John Francis Spoke for the Environment Without Uttering a Word in 17 Years

January 26, 1993

FOR 17 years John Francis said a lot, but never said a word.

He took a vow of silence one day in California to stop "the chattering inside my head" because he wanted to know real silence.

When he saw two tankers collide and spill 840,000 gallons of oil near San Francisco, he said "no" to riding in cars - or any internal-combustion machine.

Who is John Francis, and why was he practicing such major denials in a word-filled world so heavily crisscrossed with speeding machines?

Today he talks quietly about his life as Planet Walker, a man on a pilgrimage around the world to raise environmental consciousness. He is also 1 of 6 designated goodwill ambassadors for the United Nations Environment Programme, and soon will leave on a sailboat for the Caribbean to launch an environmental program for schoolchildren. Partial funding has come from the Maryland chapters of Rotary International.

"I refer to myself as an environmental practitioner," he says, "because the interrelationship of everything means you must practice what you believe."

When he took his vow of silence he was already walking in northern California. He began to hand out cards explaining his silent mission. He also played the banjo while he traveled, wrote for his newsletter called Planet Walker, and did watercolors.

In 1983 he decided to call himself Planet Walker. He continues to shun cars or other engine-driven machines. So far he has walked an estimated 15,000 miles on his stop-and-start trip, and has been featured on national TV, dozens of local stations, and in newspapers and magazines. "Being black has never been a problem on the road," he says.

He has stopped for longer at the University of Montana, where he earned a master's degree in environmental studies (and was a nontalking teaching assistant), and at the University of Wiscon-sin at Madison, where he earned a doctorate in land resources.

He did not talk while he earned his degrees. He used mime, slides, notes, taped interviews, lots of writing, and occasional help from sign language; the administrators at two universities discovered that his presence actually promoted more student discussions.

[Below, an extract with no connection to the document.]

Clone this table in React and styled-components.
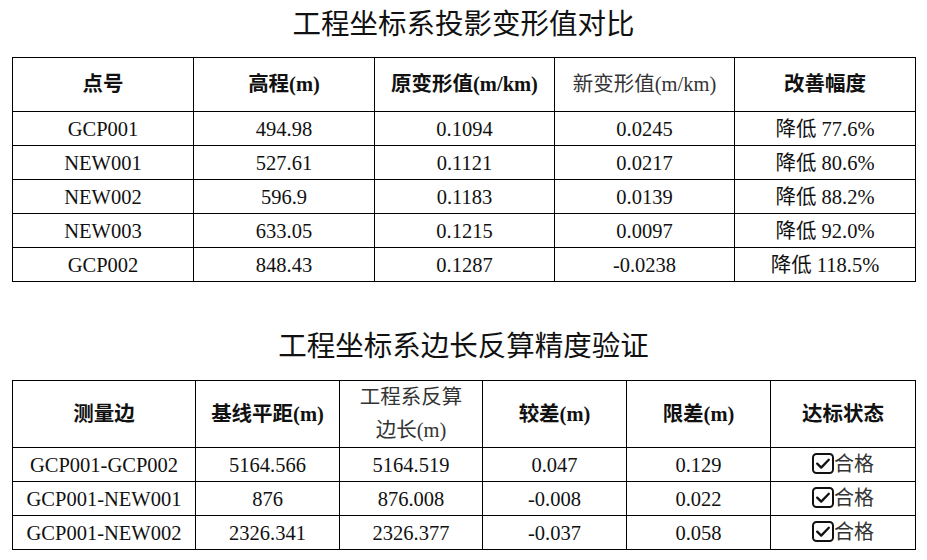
import React from "react";
import styled, { createGlobalStyle } from "styled-components";

const Global = createGlobalStyle`
  html, body { margin: 0; padding: 0; background: #fff; }
  body { font-family: "Liberation Serif", "Noto Sans CJK SC", serif; color: #111; }
`;

const Page = styled.div`
  width: 927px;
  padding: 5px 12px 0;
  box-sizing: border-box;
  display: flex;
  flex-direction: column;
`;

const Title = styled.h2`
  margin: ${(p) => (p.$first ? "0" : "45px")} 0 ${(p) => (p.$first ? "12px" : "13px")};
  height: 40px;
  line-height: 40px;
  font-size: 28.5px;
  font-weight: normal;
  text-align: center;
  color: #111;
  font-family: "Liberation Serif", "Noto Sans CJK SC", serif;
`;

const Table = styled.table`
  width: 903px;
  border-collapse: collapse;
  table-layout: fixed;
  border: 1px solid #000;
`;

const Th = styled.th`
  border: 1px solid #000;
  height: ${(p) => p.$h}px;
  padding: 0 ${(p) => (p.$pad ? p.$pad : 4)}px;
  box-sizing: border-box;
  font-size: 20.5px;
  line-height: 33px;
  text-align: center;
  vertical-align: middle;
  font-weight: ${(p) => (p.$light ? "normal" : "bold")};
  color: ${(p) => (p.$light ? "#333" : "#111")};
`;

const Td = styled.td`
  border: 1px solid #000;
  height: 34px;
  padding: 0 2px;
  box-sizing: border-box;
  font-size: 20.5px;
  line-height: 24px;
  text-align: center;
  vertical-align: middle;
  color: #111;
  white-space: nowrap;
`;

const Status = styled.span`
  display: inline-flex;
  align-items: center;
  color: #333;
  font-family: "Noto Sans CJK SC", sans-serif;
  font-size: 20px;
`;

const Box = styled.svg`
  width: 22px;
  height: 21px;
  display: block;
  margin-top: 1px;
`;

const CheckBox = () => (
  <Box viewBox="0 0 22 21">
    <rect x="1" y="1" width="20" height="19" rx="3.5" fill="#fff" stroke="#111" strokeWidth="2" />
    <path d="M5.2 10.6 L9.2 14.6 L16.8 6.8" fill="none" stroke="#111" strokeWidth="2.3" strokeLinecap="round" strokeLinejoin="round" />
  </Box>
);

const t1 = [
  ["GCP001", "494.98", "0.1094", "0.0245", "降低 77.6%"],
  ["NEW001", "527.61", "0.1121", "0.0217", "降低 80.6%"],
  ["NEW002", "596.9", "0.1183", "0.0139", "降低 88.2%"],
  ["NEW003", "633.05", "0.1215", "0.0097", "降低 92.0%"],
  ["GCP002", "848.43", "0.1287", "-0.0238", "降低 118.5%"],
];

const t2 = [
  ["GCP001-GCP002", "5164.566", "5164.519", "0.047", "0.129"],
  ["GCP001-NEW001", "876", "876.008", "-0.008", "0.022"],
  ["GCP001-NEW002", "2326.341", "2326.377", "-0.037", "0.058"],
];

const w1 = [181, 181, 180, 180, 181];
const w2 = [183, 144, 143, 144, 144, 145];

export default function App() {
  return (
    <>
      <Global />
      <Page>
        <Title $first>工程坐标系投影变形值对比</Title>
        <Table>
          <colgroup>
            {w1.map((w, i) => (
              <col key={i} style={{ width: w }} />
            ))}
          </colgroup>
          <thead>
            <tr>
              <Th $h={54}>点号</Th>
              <Th $h={54}>高程(m)</Th>
              <Th $h={54}>原变形值(m/km)</Th>
              <Th $h={54} $light>新变形值(m/km)</Th>
              <Th $h={54}>改善幅度</Th>
            </tr>
          </thead>
          <tbody>
            {t1.map((r) => (
              <tr key={r[0]}>
                {r.map((c, i) => (
                  <Td key={i}>{c}</Td>
                ))}
              </tr>
            ))}
          </tbody>
        </Table>

        <Title>工程坐标系边长反算精度验证</Title>
        <Table>
          <colgroup>
            {w2.map((w, i) => (
              <col key={i} style={{ width: w }} />
            ))}
          </colgroup>
          <thead>
            <tr>
              <Th $h={67}>测量边</Th>
              <Th $h={67}>基线平距(m)</Th>
              <Th $h={67} $light $pad={14}>工程系反算边长(m)</Th>
              <Th $h={67}>较差(m)</Th>
              <Th $h={67}>限差(m)</Th>
              <Th $h={67}>达标状态</Th>
            </tr>
          </thead>
          <tbody>
            {t2.map((r) => (
              <tr key={r[0]}>
                {r.map((c, i) => (
                  <Td key={i}>{c}</Td>
                ))}
                <Td>
                  <Status>
                    <CheckBox />
                    合格
                  </Status>
                </Td>
              </tr>
            ))}
          </tbody>
        </Table>
      </Page>
    </>
  );
}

"They knew I wasn't not talking just because I didn't want to talk to people," Francis says. "I was experiencing silence. Because you have to act things out, you can't be formal, and take yourself too seriously. People really become inventive."

His decision not to speak went from month to month, at first; then, each year at his birthday, he asked himself if he should continue in silence. The answer was yes for 17 years.

Today he calls silence a "new land," or a "realm." He says, "I've known other people who have tried not talking, but it's more an issue of being silent." To those who doubted his, or anyone's, ability to stay silent for years, Francis says one has to be in the right frame of mind.

"One of the effects of my silence," he says, "was to end those kinds of conversations you have in your thought about `Did I say the right thing to so and so?' or `Should I have said this or that?' Those inner conversations went away. I didn't need to decide what I was going to say. I wasn't going to say anything. After being quiet for 17 years, I've learned how to listen to other people, and not respond to defend myself."

Francis says when all the traditional conversations fell away, "what I was left with was me." Admitting the difficulty of explaining the full inner impact of 17 years of silence, he says, "The silence is still there; it won't go away. I speak from that silence."

When he finally decided to speak again, he gathered family, friends, and a few newspaper reporters on Earth Day in 1989 in Washington, D.C. "I was so used to not speaking," he says, "that I didn't know if I would just start. I had to make an event of it. My first words were, `Thank you for being here.' I thought someone behind me had said the words, and I actually turned around to see if there was someone there."

Speaking again, he landed a temporary job as an environmental analyst for the US Coast Guard in Washington, D.C. Because his doctoral dissertation was on oil-spill assessment, he worked on two projects: developing a way to measure damage to natural resources, and an analysis of the risk of deep-water ports.

Although his current project is not fully funded yet, Francis will use a chartered 72-foot yawl in the Caribbean as a floating classroom for six students. The curriculum, he says, will help them identify problems, develop solutions, and share the information via donated Apple computers.

"People everywhere have been wonderful," he says. "I've been able to support myself and still raise funds for the trip. My object is to spread goodwill and facilitate partnerships between the business community and grassroots community organizations on environmental projects."